Hearing the complaints of book buyers must be frustrating for publishers, because they actually have a pretty good case for why e-books cost what they do. Although many see the price of old-fashioned things like paper and printing presses and trucks to ship them as a big cost for printed books, publishers like Penguin point out that the main costs involve advance payments to authors, marketing and other support expenses — things that also apply to e-books. As Wendig puts it:

[P]roducing e-books costs more than you think. You’re paying for editors and cover design and, of course, for the book itself, and the mechanics of putting those things into a container are not the bulk of a book’s cost. Hence, e-books are always going to be close to their physical counterparts in cost.

But as the author also notes, consumers don’t really care what a publisher’s costs are, nor are they likely to pay more simply because a publisher argues that their content is really valuable. In the same way, movie-goers don’t really care how many millions of dollars a movie studio spent on their latest blockbuster — that has no bearing on whether they want to see it or not. It is the perceived value of the e-book that matters, not the cost — and there are some good reasons why e-book consumers might want to pay less.

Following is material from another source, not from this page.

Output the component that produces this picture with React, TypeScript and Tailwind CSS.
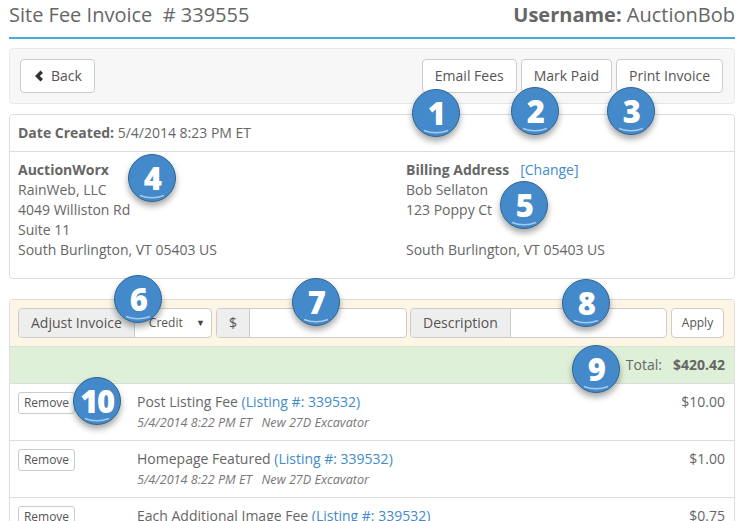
const font = "font-['Open_Sans',sans-serif]";

function Badge({ n, className }: { n: number; className: string }) {
  return (
    <div
      className={`absolute flex h-[48px] w-[48px] items-center justify-center rounded-full border border-[#2f6696] bg-[#4489c9] shadow-[0_4px_6px_rgba(0,0,0,0.35)] ${className}`}
    >
      <svg className="absolute left-0 top-0" width="46" height="46" viewBox="0 0 46 46" fill="none">
        <path d="M11 40.5 Q23 45 35 40.5" stroke="#a6cbec" strokeWidth="1.5" />
      </svg>
      <span className="relative text-[31px] font-extrabold leading-none tracking-[-1.5px] text-white">{n}</span>
    </div>
  );
}

function Btn({ children }: { children: React.ReactNode }) {
  return (
    <button className="flex h-[34px] items-center rounded border border-[#ccc] bg-white px-[12px] text-[14px] text-[#555]">
      {children}
    </button>
  );
}

function Addon({ children }: { children: React.ReactNode }) {
  return (
    <span className="flex h-full items-center border-r border-[#ccc] bg-[#eee] text-[14px] text-[#555]">
      {children}
    </span>
  );
}

const rows = [
  { title: "Post Listing Fee", price: "$10.00" },
  { title: "Homepage Featured", price: "$1.00" },
  { title: "Each Additional Image Fee", price: "$0.75" },
];

export default function App() {
  return (
    <div className={`relative h-[521px] w-[744px] overflow-hidden bg-white px-[9px] text-[14px] leading-[20px] text-[#666] ${font}`}>
      {/* Header */}
      <div className="flex h-[39px] items-start justify-between border-b-2 border-[#46acd9] pt-[1px]">
        <h1 className="text-[20px] font-normal leading-[28px] text-[#666]">Site Fee Invoice&nbsp; # 339555</h1>
        <div className="text-[20px] leading-[28px]">
          <b className="font-bold">Username:</b> AuctionBob
        </div>
      </div>

      {/* Toolbar */}
      <div className="mt-[9px] flex h-[56px] items-center justify-between rounded border border-[#e8e8e8] bg-[#f7f7f7] pl-[10px] pr-[11px]">
        <Btn>
          <svg className="ml-[1px] mr-[7px]" width="10" height="12" viewBox="0 0 10 12" fill="#333">
            <path d="M6.5 0.5 L9 3 L5.8 6 L9 9 L6.5 11.5 L1 6 Z" />
          </svg>
          Back
        </Btn>
        <div className="flex gap-[4px]">
          <Btn>Email Fees</Btn>
          <Btn>Mark Paid</Btn>
          <Btn>Print Invoice</Btn>
        </div>
      </div>

      {/* Addresses */}
      <div className="mt-[10px] h-[165px] rounded border border-[#ddd]">
        <div className="flex h-[37px] items-center border-b border-[#ddd] px-[8px]">
          <span><b className="font-bold">Date Created:</b> 5/4/2014 8:23 PM ET</span>
        </div>
        <div className="grid grid-cols-2 px-[8px] pt-[8px]">
          <div>
            <b className="font-bold">AuctionWorx</b>
            <div>RainWeb, LLC</div>
            <div>4049 Williston Rd</div>
            <div>Suite 11</div>
            <div>South Burlington, VT 05403 US</div>
          </div>
          <div className="pl-[34px]">
            <div>
              <b className="font-bold">Billing Address</b>
              <span className="ml-[11px] text-[#428bca]">[Change]</span>
            </div>
            <div>Bob Sellaton</div>
            <div>123 Poppy Ct</div>
            <div className="h-[20px]" />
            <div>South Burlington, VT 05403 US</div>
          </div>
        </div>
      </div>

      {/* Fees */}
      <div className="mt-[20px] rounded-t border border-b-0 border-[#ddd]">
        <div className="flex h-[47px] items-center gap-[4px] border-b border-[#ddd] bg-[#fdf6e5] px-[8px]">
          <div className="flex h-[30px] w-[194px] items-center overflow-hidden rounded border border-[#ccc] bg-white">
            <Addon><span className="px-[12px]">Adjust Invoice</span></Addon>
            <span className="ml-[14px] flex-1 text-[12px] text-[#555]">Credit</span>
            <span className="mr-[6px] text-[9px] text-[#444]">▼</span>
          </div>
          <div className="flex h-[30px] w-[191px] items-center overflow-hidden rounded border border-[#ccc] bg-white">
            <Addon><span className="px-[12px]">$</span></Addon>
          </div>
          <div className="-ml-[1px] flex h-[30px] w-[257px] items-center overflow-hidden rounded border border-[#ccc] bg-white">
            <Addon><span className="px-[12px]">Description</span></Addon>
          </div>
          <button className="flex h-[30px] w-[53px] items-center justify-center rounded border border-[#ccc] bg-white text-[12px] text-[#555]">
            Apply
          </button>
        </div>
        <div className="flex h-[37px] items-center justify-end border-b border-[#ddd] bg-[#dff0d8] pr-[9px]">
          <span>Total:</span>
          <b className="ml-[11px] font-bold">$420.42</b>
        </div>
        {rows.map((r) => (
          <div key={r.title} className="flex h-[57px] border-b border-[#ddd] pl-[8px] pr-[9px] pt-[8px]">
            <button className="flex h-[22px] w-[57px] items-center justify-center rounded-[3px] border border-[#ccc] bg-white text-[12px] text-[#555]">
              Remove
            </button>
            <div className="ml-[62px] flex-1">
              <div className="leading-[20px]">
                {r.title} <span className="text-[#428bca]">(Listing #: 339532)</span>
              </div>
              <div className="mt-[2px] text-[12.6px] italic leading-[17px] text-[#777]">
                5/4/2014 8:22 PM ET&nbsp;&nbsp; New 27D Excavator
              </div>
            </div>
            <div>{r.price}</div>
          </div>
        ))}
      </div>

      <Badge n={1} className="left-[412px] top-[89px]" />
      <Badge n={2} className="left-[511px] top-[87px]" />
      <Badge n={3} className="left-[607px] top-[87px]" />
      <Badge n={4} className="left-[128px] top-[154px]" />
      <Badge n={5} className="left-[500px] top-[181px]" />
      <Badge n={6} className="left-[114px] top-[275px]" />
      <Badge n={7} className="left-[292px] top-[278px]" />
      <Badge n={8} className="left-[562px] top-[279px]" />
      <Badge n={9} className="left-[572px] top-[345px]" />
      <Badge n={10} className="left-[73px] top-[377px]" />
    </div>
  );
}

Financial Times columnist John Gapper pointed out in a comment on Twitter that consumers often use justifications about how expensive content is to defend their right to download it without paying. And many e-book consumers probably do over-estimate what it costs to manufacture or distribute an e-book. At the same time, however, it doesn’t take an economist to figure out that publishers are determined not to let cheaper e-book prices (driven largely by Amazon) cannibalize their print business, which is why they cut the “agency pricing” deal with Apple that landed them in antitrust-lawsuit territory.

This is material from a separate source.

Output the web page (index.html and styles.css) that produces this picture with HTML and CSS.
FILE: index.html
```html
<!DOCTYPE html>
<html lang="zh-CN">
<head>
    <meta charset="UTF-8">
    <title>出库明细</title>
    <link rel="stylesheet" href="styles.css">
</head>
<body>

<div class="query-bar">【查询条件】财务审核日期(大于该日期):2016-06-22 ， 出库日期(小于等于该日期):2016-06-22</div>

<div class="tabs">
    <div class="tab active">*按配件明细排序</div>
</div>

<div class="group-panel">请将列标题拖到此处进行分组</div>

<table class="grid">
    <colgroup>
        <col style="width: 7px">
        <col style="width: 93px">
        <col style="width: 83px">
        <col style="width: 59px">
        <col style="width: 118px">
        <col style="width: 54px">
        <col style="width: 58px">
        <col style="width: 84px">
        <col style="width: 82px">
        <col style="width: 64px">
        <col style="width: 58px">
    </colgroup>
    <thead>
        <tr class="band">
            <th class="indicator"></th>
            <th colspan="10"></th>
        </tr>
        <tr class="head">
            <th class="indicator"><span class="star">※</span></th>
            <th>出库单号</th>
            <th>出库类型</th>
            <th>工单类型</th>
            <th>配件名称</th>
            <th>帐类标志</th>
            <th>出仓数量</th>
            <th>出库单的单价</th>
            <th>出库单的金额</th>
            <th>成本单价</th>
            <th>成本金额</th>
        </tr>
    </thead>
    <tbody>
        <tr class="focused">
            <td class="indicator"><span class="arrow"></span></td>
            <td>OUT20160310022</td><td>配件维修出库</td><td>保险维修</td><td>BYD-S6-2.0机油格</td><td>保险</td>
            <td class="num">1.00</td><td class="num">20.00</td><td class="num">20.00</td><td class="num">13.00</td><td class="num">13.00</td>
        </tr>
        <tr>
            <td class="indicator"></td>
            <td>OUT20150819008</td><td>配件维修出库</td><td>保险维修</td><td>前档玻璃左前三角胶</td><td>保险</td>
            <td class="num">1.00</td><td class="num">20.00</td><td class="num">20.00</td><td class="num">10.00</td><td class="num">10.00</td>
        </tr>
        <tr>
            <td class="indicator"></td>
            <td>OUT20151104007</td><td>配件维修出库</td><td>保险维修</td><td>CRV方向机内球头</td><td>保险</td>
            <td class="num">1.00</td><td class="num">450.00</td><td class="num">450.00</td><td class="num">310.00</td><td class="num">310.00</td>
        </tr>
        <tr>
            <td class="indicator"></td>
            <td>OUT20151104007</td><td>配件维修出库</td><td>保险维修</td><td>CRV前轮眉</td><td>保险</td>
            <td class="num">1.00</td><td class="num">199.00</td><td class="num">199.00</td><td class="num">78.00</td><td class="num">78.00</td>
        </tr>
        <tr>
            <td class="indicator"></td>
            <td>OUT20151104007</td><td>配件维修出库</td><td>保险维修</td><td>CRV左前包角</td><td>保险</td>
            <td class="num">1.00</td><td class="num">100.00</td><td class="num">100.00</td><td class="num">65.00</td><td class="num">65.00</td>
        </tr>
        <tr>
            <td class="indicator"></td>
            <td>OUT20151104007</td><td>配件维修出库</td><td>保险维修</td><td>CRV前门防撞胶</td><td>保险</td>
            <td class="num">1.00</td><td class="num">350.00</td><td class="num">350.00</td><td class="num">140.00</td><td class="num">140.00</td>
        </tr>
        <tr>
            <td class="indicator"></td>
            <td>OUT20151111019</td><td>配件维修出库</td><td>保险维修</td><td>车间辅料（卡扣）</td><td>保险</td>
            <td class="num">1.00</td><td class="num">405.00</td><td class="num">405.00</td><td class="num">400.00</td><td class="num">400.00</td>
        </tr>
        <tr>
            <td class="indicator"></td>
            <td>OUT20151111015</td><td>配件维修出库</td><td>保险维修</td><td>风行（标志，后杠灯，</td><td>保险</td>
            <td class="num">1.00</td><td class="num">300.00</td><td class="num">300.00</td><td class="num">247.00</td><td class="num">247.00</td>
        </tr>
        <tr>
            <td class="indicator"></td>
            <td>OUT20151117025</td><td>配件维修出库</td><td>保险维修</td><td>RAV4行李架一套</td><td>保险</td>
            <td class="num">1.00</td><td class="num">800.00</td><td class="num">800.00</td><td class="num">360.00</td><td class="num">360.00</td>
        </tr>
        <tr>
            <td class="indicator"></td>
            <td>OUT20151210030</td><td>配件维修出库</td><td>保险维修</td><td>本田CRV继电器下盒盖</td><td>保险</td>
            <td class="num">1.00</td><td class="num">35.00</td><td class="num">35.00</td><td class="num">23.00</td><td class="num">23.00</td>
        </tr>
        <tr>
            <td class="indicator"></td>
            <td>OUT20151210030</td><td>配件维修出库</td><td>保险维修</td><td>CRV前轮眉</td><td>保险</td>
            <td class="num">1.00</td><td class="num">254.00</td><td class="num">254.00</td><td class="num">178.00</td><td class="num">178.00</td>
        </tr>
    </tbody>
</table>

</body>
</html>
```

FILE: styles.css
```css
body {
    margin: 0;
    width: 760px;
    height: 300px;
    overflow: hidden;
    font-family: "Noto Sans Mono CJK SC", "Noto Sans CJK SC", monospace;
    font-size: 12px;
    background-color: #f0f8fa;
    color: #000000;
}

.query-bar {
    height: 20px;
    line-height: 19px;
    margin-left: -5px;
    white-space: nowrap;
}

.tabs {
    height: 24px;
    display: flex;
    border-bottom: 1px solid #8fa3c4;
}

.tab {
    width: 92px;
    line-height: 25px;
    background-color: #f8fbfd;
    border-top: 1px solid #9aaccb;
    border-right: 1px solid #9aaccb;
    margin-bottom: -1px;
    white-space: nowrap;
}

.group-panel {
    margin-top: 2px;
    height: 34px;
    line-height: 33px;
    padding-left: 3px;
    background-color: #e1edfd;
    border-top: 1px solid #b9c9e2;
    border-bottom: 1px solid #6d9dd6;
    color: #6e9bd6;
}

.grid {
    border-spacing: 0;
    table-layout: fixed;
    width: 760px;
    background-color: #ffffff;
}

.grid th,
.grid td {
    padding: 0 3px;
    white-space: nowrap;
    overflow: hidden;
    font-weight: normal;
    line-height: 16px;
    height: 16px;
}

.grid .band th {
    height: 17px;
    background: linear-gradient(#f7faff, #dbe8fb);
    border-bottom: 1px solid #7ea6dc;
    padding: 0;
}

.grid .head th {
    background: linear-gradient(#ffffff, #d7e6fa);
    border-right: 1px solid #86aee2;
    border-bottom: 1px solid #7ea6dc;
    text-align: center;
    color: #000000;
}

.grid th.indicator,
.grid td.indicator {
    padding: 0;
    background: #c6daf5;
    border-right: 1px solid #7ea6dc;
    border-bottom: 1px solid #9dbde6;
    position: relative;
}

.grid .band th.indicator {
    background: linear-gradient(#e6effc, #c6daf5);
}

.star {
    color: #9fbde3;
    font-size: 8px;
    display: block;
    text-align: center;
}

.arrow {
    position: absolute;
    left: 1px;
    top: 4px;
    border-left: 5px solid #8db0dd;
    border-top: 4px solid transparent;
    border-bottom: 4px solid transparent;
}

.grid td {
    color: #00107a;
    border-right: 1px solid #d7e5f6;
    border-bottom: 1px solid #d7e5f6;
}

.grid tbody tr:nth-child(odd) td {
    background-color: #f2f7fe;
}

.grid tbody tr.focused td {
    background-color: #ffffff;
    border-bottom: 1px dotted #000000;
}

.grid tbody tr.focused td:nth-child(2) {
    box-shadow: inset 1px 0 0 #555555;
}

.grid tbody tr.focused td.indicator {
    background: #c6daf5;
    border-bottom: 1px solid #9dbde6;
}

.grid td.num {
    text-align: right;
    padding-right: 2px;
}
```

All that matters for readers is perceived value

Wendig also makes a good point about what you get when you “buy” an e-book versus a printed book. In many ways, what you are doing is renting the content rather than actually acquiring it, since you can’t sell it when you are finished with it, and most of the time you are prevented from even lending it to someone else to read — and in extreme cases, providers like Amazon can actually delete the book from your device remotely without your permission. So e-books may be convenient in ways that printed books aren’t, but they are also less functional.

An e-book is a digital good. Ephemeral and intangible. Sometimes we don’t even have access to the e-book itself in the form of a file — in the case of Amazon, we’re just “renting” the e-book the same way you rent Taco Bell food. You bought it. It’s inside your device. But if Amazon decides you don’t need it anymore, one snap of the wizard’s fingers and the e-books are poof, gone.

Even apart from that argument, however, there’s no realistic connection between what a content producer’s costs are and what people will pay. As journalism professor Jeff Jarvis noted some time ago, in reference to newspaper paywalls and subscription plans: “No one cares what you spent. Arguing that news costs a lot is irrelevant to the market.” And as David Pakman of NYC-based VC firm Venrock has pointed out, when it comes to digital goods, the marginal cost of producing another copy is effectively zero.

In the end, all that matters is what readers want to pay — and that isn’t always going to jibe with existing business models. During a panel discussion I was on recently, the editor-in-chief of a newspaper said he asked a businessman and loyal supporter of the paper what he would be willing to pay for a subscription plan, and the number was 50-percent lower than what the paper had planned to charge. Is that fair, given how much that content costs to produce? Perhaps not. But in the end, it doesn’t matter.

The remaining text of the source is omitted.